Find and copy every line in the records that includes the string "this".

▶ [PROVIDED DATA]:
_ _ _ _ _ _ _

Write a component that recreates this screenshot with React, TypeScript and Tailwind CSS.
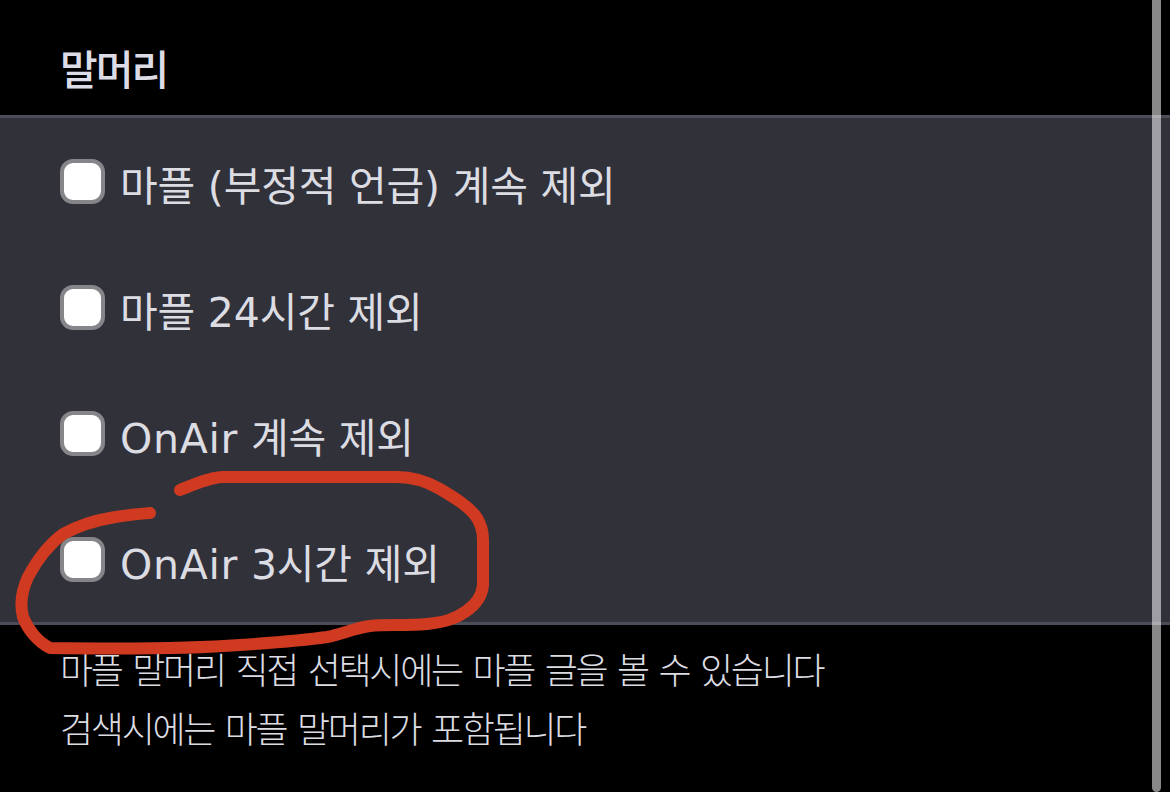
import React from 'react';

const rows = [
  { brand: '', text: '마플 (부정적 언급) 계속 제외' },
  { brand: '', text: '마플 24시간 제외' },
  { brand: 'OnAir', text: ' 계속 제외' },
  { brand: 'OnAir', text: ' 3시간 제외' },
];

const App: React.FC = () => {
  return (
    <div className="relative h-[792px] w-[1170px] overflow-hidden bg-black font-['Noto_Sans_CJK_KR',sans-serif]">
      <div className="flex h-[115px] items-center px-[60px] pt-[20px]">
        <h2 className="text-[41px] font-medium leading-none tracking-[-2px] text-[#dcdce6]">말머리</h2>
      </div>

      <div className="h-[510px] border-y-[3px] border-[#4c4c58] bg-[#31313a] px-[60px] pt-[41px]">
        {rows.map((row) => (
          <label key={row.brand + row.text} className="flex h-[126px] items-start gap-[15px]">
            <span className="h-[45px] w-[45px] shrink-0 rounded-[13px] border-[4px] border-[#85858a] bg-white" />
            <span className="whitespace-pre font-['DejaVu_Sans','Noto_Sans_CJK_KR',sans-serif] text-[41px] leading-[56px] tracking-[-0.2px] text-[#dcdce3]">
              <span className="tracking-[0.7px]">{row.brand}</span>
              {row.text}
            </span>
          </label>
        ))}
      </div>

      <div className="px-[60px] pt-[14px] text-[36px] font-light leading-[59px] tracking-[-2.3px] text-[#dcdce3] [word-spacing:5px]">
        <p>마플 말머리 직접 선택시에는 마플 글을 볼 수 있습니다</p>
        <p>검색시에는 마플 말머리가 포함됩니다</p>
      </div>

      {/* scrollbar */}
      <div className="absolute right-[9px] top-0 h-[792px] w-[9px] rounded-b-full bg-[#ffffff88]" />

      {/* red pen scribble */}
      <svg className="absolute left-0 top-0" width="1170" height="792" viewBox="0 0 1170 792" fill="none">
        <path
          d="M180 490 C195 484 208 478 222 477 L397 477 C415 477 428 482 440 489 C455 498 470 507 477 518 C482 526 483 532 483 540 L483 585 C482 598 474 606 465 612 C455 619 445 622 427 624 C405 626 385 624 370 626 C355 628 342 634 327 637 C300 641 270 643 240 645 C200 648 120 649 50 648 C38 642 28 630 23 617 C20 605 22 590 28 577 C36 562 48 545 63 534 C78 526 92 521 110 518 C125 515 138 514 150 513"
          stroke="#d03a20"
          strokeWidth="12"
          strokeLinecap="round"
          strokeLinejoin="round"
        />
      </svg>
    </div>
  );
};

export default App;
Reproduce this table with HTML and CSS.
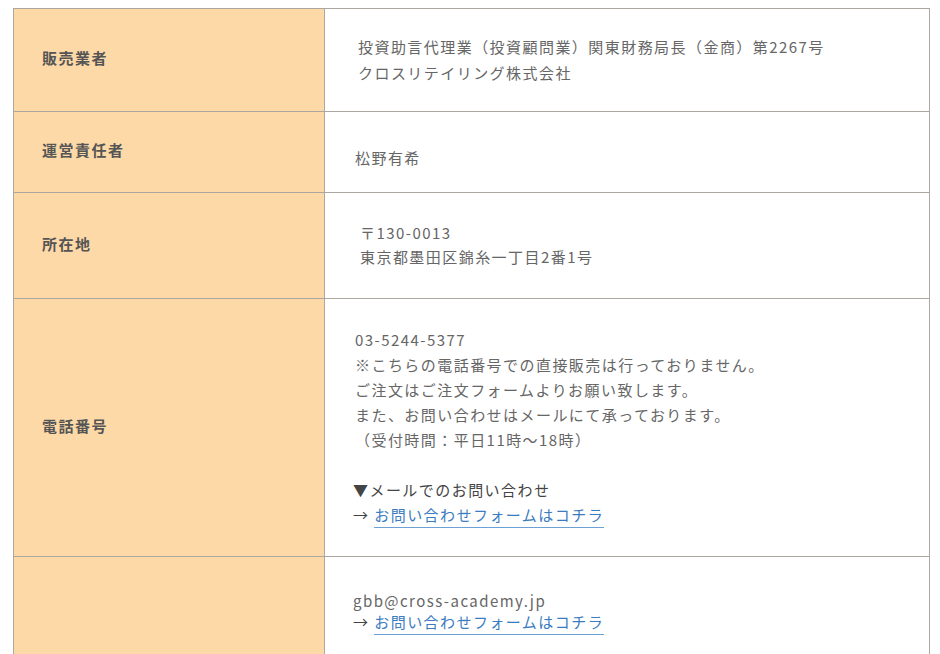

_ _ _ _ _ _ _

▶ [CORRECT OUTPUT]:
Write a component that recreates this screenshot with React, TypeScript and Tailwind CSS.
Reproduce this table with HTML and CSS.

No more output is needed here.